Given records:

=-=-=-=-=

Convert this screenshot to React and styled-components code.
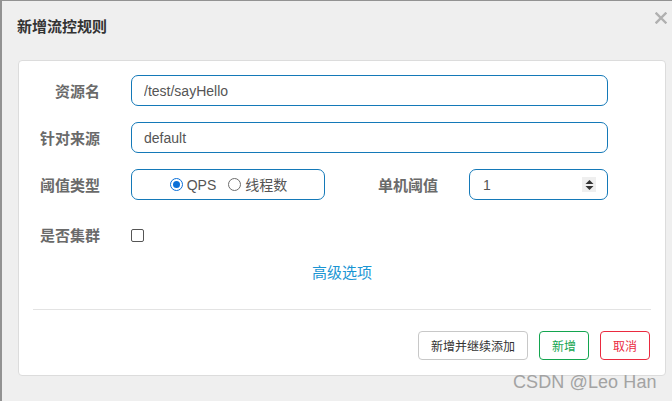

=-=-=-=-=

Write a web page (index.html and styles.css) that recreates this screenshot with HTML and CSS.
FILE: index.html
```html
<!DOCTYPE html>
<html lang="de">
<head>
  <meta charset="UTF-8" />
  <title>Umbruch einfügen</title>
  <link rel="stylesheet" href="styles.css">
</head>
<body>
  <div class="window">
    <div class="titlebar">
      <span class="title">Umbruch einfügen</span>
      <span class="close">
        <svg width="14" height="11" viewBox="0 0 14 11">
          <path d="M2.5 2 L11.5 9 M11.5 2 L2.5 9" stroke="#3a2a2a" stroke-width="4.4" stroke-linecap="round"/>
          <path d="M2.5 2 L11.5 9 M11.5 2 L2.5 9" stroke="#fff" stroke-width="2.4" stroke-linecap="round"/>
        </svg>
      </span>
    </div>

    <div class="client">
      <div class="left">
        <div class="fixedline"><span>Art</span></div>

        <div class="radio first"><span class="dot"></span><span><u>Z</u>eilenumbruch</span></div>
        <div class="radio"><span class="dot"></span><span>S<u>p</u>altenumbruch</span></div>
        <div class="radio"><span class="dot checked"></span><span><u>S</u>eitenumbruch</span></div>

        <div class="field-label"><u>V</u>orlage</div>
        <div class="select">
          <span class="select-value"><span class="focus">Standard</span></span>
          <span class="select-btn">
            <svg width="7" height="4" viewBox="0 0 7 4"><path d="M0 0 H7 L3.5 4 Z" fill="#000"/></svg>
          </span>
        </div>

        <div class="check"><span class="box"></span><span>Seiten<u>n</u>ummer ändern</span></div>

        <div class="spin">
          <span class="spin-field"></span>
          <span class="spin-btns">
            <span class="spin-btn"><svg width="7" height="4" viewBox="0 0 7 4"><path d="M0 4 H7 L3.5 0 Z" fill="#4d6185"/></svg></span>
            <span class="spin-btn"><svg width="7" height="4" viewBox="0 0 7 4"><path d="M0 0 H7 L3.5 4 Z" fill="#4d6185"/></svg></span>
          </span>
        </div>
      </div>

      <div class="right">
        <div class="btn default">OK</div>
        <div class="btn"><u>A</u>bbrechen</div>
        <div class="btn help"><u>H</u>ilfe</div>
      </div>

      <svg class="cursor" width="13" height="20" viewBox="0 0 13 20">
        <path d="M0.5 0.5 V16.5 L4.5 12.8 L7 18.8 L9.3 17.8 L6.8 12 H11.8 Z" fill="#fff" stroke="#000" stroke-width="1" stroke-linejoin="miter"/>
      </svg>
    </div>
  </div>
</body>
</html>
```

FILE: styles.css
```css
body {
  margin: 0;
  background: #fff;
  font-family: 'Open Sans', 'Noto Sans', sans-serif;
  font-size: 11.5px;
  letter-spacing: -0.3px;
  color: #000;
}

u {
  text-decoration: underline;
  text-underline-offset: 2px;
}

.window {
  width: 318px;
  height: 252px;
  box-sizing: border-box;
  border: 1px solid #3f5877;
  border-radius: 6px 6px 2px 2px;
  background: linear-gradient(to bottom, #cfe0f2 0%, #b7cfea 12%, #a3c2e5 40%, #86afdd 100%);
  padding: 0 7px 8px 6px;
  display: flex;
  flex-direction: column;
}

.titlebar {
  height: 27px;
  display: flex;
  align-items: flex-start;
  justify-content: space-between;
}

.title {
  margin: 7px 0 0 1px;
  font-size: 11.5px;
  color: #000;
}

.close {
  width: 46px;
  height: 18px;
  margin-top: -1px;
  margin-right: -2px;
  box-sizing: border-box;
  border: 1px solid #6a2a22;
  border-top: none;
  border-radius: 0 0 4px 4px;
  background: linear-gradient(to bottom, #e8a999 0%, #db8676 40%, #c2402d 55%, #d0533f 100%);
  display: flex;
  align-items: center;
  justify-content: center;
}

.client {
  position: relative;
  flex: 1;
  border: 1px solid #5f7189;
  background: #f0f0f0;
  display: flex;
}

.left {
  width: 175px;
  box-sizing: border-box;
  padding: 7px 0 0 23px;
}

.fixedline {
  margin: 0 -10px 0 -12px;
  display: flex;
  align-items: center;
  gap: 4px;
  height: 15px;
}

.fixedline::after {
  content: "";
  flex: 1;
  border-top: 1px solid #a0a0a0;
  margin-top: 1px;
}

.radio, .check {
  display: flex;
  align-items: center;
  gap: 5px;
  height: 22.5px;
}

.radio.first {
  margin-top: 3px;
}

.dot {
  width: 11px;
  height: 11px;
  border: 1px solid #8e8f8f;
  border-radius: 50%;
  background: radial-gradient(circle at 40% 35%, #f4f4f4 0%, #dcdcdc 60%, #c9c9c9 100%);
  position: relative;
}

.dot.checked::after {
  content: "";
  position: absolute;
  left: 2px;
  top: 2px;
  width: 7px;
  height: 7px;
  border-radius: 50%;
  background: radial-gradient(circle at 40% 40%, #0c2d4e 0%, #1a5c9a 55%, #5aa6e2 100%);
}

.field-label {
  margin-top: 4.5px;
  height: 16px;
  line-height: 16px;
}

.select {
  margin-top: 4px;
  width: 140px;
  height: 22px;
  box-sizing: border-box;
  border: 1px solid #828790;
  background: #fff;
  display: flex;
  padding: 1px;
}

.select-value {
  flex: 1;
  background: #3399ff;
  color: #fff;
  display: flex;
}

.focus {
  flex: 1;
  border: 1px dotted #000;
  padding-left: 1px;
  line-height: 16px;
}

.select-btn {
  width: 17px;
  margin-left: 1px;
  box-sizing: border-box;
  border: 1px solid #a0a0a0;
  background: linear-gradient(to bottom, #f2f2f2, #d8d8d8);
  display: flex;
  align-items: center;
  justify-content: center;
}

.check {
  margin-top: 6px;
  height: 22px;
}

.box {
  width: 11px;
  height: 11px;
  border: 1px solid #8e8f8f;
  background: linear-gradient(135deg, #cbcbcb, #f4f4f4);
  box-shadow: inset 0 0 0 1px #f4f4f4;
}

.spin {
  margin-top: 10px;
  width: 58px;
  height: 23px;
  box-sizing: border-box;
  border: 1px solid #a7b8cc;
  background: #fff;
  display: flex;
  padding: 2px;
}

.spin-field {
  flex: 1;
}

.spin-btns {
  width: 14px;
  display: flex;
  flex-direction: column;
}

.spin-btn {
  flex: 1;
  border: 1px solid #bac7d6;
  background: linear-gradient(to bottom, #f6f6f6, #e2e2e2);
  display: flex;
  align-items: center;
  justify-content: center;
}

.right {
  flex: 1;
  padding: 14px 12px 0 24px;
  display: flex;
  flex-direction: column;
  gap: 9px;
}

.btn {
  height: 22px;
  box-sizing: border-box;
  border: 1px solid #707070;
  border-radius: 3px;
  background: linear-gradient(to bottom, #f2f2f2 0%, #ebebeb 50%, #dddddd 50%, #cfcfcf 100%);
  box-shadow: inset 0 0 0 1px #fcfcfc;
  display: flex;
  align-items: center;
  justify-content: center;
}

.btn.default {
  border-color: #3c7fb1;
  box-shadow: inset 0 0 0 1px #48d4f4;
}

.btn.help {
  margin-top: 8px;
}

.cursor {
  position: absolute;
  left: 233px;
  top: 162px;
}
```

=-=-=-=-=

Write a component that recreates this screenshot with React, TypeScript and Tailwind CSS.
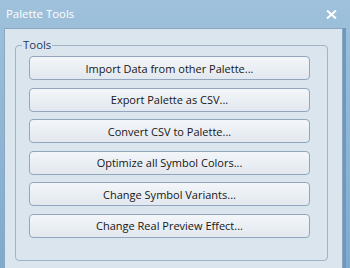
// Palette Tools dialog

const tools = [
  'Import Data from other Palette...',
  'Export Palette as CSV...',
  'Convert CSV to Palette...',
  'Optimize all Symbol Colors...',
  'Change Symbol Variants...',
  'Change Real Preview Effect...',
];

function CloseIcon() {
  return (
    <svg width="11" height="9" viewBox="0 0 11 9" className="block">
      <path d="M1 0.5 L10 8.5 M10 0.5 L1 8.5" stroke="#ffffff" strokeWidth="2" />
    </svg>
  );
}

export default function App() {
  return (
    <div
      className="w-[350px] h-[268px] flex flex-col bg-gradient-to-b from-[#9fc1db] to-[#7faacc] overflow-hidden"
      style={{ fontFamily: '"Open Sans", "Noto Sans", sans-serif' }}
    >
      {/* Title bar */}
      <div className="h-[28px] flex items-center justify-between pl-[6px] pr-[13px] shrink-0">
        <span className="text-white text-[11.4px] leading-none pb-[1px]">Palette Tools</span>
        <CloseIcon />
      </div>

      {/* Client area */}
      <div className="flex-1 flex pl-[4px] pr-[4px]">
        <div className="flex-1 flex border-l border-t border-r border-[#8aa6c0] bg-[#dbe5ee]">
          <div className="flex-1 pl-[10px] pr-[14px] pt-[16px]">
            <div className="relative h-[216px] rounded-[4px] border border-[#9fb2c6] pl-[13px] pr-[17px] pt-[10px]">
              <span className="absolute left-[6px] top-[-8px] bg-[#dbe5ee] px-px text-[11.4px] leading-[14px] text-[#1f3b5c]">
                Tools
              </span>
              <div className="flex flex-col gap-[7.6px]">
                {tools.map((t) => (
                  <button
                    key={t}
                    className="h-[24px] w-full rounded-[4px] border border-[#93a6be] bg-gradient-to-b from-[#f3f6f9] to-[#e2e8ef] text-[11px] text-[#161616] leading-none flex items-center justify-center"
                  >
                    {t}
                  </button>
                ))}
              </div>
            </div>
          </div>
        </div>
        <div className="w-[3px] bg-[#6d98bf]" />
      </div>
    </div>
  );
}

=-=-=-=-=

Work to do:
Take the stretch from the line containing "Write a component" through the line containing "Palette Tools dialog" and reproduce it exactly, both ends included. Omit the pictures.

Written answer:
Write a component that recreates this screenshot with React, TypeScript and Tailwind CSS.
// Palette Tools dialog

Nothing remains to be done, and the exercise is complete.